Italian journalist and politician

Ruggero Orlando (5 July 1907 – 18 April 1994) was an Italian journalist, writer and politician.

== Life and career ==
Born in Verona, the son of the mathematician and Sapienza University professor Luciano, Orlando started his journalistic career in the 1920s, collaborating with various publications including La Stampa and Il Mattino. In 1936 he entered the national radio broadcaster EIAR and in 1938 he was promoted correspondent from London, where he matured a disaffection and detachment from Fascism which led him to join the London branch of the Italian Socialist Party.

In 1940 Orlando married a German Jewish woman, and was enrolled by the Political Intelligence Department as to collaborate under the name Gino Calzolari with Radio Londra and with several publications, and later as to act as a liaison officer between groups of the Italian resistance movement and Anglo-American troops. After the war he collaborated with important Italian and international media, including BBC, RAI, France Télévisions, The Observer, Il Messaggero and Epoca.

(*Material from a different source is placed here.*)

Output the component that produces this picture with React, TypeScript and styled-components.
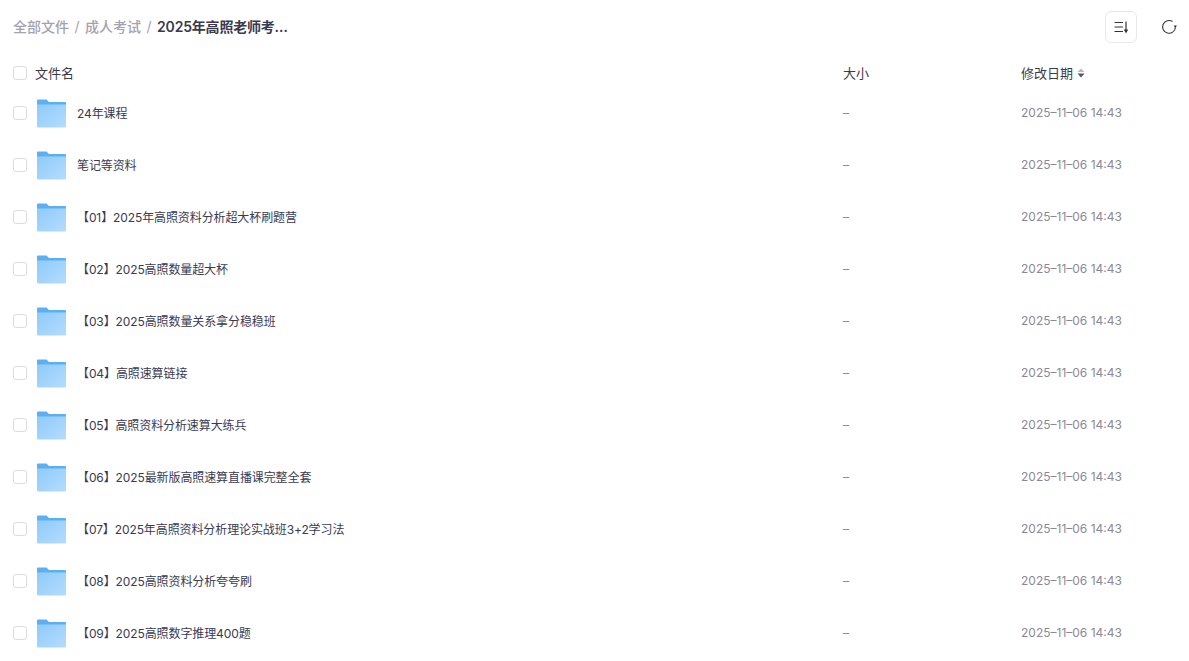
import { createGlobalStyle } from 'styled-components'
import styled from 'styled-components'

const GlobalStyle = createGlobalStyle`
  html, body {
    margin: 0;
    height: 100%;
    overflow: hidden;
    background: #fff;
  }
  * {
    box-sizing: border-box;
  }
`

const Page = styled.div`
  width: 1189px;
  height: 661px;
  overflow: hidden;
  padding: 0 4px 0 13px;
  font-family: Inter, "Noto Sans CJK SC", sans-serif;
  color: #25262f;
`

const TopBar = styled.header`
  height: 54px;
  margin-bottom: 5px;
  display: flex;
  align-items: center;
  justify-content: space-between;
`

const Crumbs = styled.nav`
  display: flex;
  align-items: center;
  padding-bottom: 2px;
  font-size: 14px;
  font-weight: 500;
  color: #a3a3ad;
`

const Sep = styled.span`
  margin: 0 5.5px;
  font-weight: 400;
`

const Current = styled.span`
  color: #3a3a4e;
  font-weight: 600;
  letter-spacing: -0.2px;
`

const Tools = styled.div`
  display: flex;
  align-items: center;
  gap: 16px;
`

const SortButton = styled.button`
  width: 32px;
  height: 32px;
  padding: 0;
  display: flex;
  align-items: center;
  justify-content: center;
  background: #fff;
  border: 1px solid #e8e8ec;
  border-radius: 6px;
`

const RefreshButton = styled.button`
  width: 32px;
  height: 32px;
  padding: 0;
  display: flex;
  align-items: center;
  justify-content: center;
  background: none;
  border: 0;
`

const Row = styled.div<{ $head?: boolean }>`
  display: grid;
  grid-template-columns: 22px 808px 178px 1fr;
  align-items: center;
  height: ${p => (p.$head ? '28px' : '52px')};
  font-size: 12px;
`

const Check = styled.span`
  width: 14px;
  height: 14px;
  background: #fff;
  border: 1px solid #dcdce0;
  border-radius: 3px;
`

const HeadCell = styled.div`
  font-size: 13px;
  line-height: 18px;
  margin-top: -1px;
  color: #3b3b48;
  display: flex;
  align-items: center;
  gap: 4px;
`

const NameCell = styled.div`
  display: flex;
  align-items: center;
  gap: 10px;
  margin-left: 1px;
  color: #3a3a52;
`

const FileName = styled.span`
  letter-spacing: -0.1px;
  padding-bottom: 2px;
`

const Muted = styled.div`
  color: #8a8a96;
  font-size: 12px;
  padding-bottom: 2px;
`

const Folder = ({ id }: { id: number }) => (
  <svg width="31" height="29" viewBox="0 0 31 29">
    <defs>
      <linearGradient id={`f${id}`} x1="0" y1="0" x2="1" y2="1">
        <stop offset="0" stopColor="#8ecbfa" />
        <stop offset="1" stopColor="#b5dcfd" />
      </linearGradient>
    </defs>
    <path d="M1 1.500a1 1 0 0 1 1-1h8.500L13 3h16a1 1 0 0 1 1 1v5H1z" fill="#5cb0f1" />
    <path d="M1 5.500h29V27.500a1 1 0 0 1-1 1H2a1 1 0 0 1-1-1z" fill={`url(#f${id})`} />
  </svg>
)

const SortIcon = () => (
  <svg width="16" height="16" viewBox="0 0 16 16" fill="none" stroke="#33333f" strokeWidth="1.200">
    <path d="M1.500 3.500h8.500M1.500 8h8.500M1.500 12.500h8.500M13 2.500v10" />
    <path d="M10.800 10.500h4.400L13 14.500z" fill="#33333f" stroke="none" />
  </svg>
)

const RefreshIcon = () => (
  <svg width="16" height="16" viewBox="0 0 16 16" fill="none" stroke="#33333f" strokeWidth="1.100">
    <path d="M11.500 2.500A6.400 6.400 0 1 0 14.400 8.500" />
    <path d="M12.700 6.600h3.200L14.300 9.200z" fill="#33333f" stroke="none" />
  </svg>
)

const Caret = () => (
  <svg width="8" height="10" viewBox="0 0 8 10">
    <path d="M4 0.500L7.500 4h-7z" fill="#b9b9c0" />
    <path d="M4 9.500L7.500 5.500h-7z" fill="#55555f" />
  </svg>
)

const items = [
  '24年课程',
  '笔记等资料',
  '【01】2025年高照资料分析超大杯刷题营',
  '【02】2025高照数量超大杯',
  '【03】2025高照数量关系拿分稳稳班',
  '【04】高照速算链接',
  '【05】高照资料分析速算大练兵',
  '【06】2025最新版高照速算直播课完整全套',
  '【07】2025年高照资料分析理论实战班3+2学习法',
  '【08】2025高照资料分析夸夸刷',
  '【09】2025高照数字推理400题',
]

export default function App() {
  return (
    <Page>
      <GlobalStyle />
      <TopBar>
        <Crumbs>
          全部文件<Sep>/</Sep>成人考试<Sep>/</Sep>
          <Current>2025年高照老师考…</Current>
        </Crumbs>
        <Tools>
          <SortButton><SortIcon /></SortButton>
          <RefreshButton><RefreshIcon /></RefreshButton>
        </Tools>
      </TopBar>
      <Row $head>
        <Check />
        <HeadCell>文件名</HeadCell>
        <HeadCell>大小</HeadCell>
        <HeadCell>修改日期<Caret /></HeadCell>
      </Row>
      {items.map((name, i) => (
        <Row key={name}>
          <Check />
          <NameCell>
            <Folder id={i} />
            <FileName>{name}</FileName>
          </NameCell>
          <Muted>–</Muted>
          <Muted>2025–11–06 14:43</Muted>
        </Row>
      ))}
    </Page>
  )
}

In 1954 Orlando moved to New York, becoming the official RAI United States correspondent and achieving a large popularity for his reports. In 1972 he was elected as a member of the Chamber of Deputies with the Italian Socialist Party and temporarily left journalism; in 1976 he reprised his journalistic career, collaborating with Rai 2 and Rai 3 as well as with several private networks and with several publications, notably being for some time the editor-in-chief of ABC magazine. He was the author of several books, spanning different genres.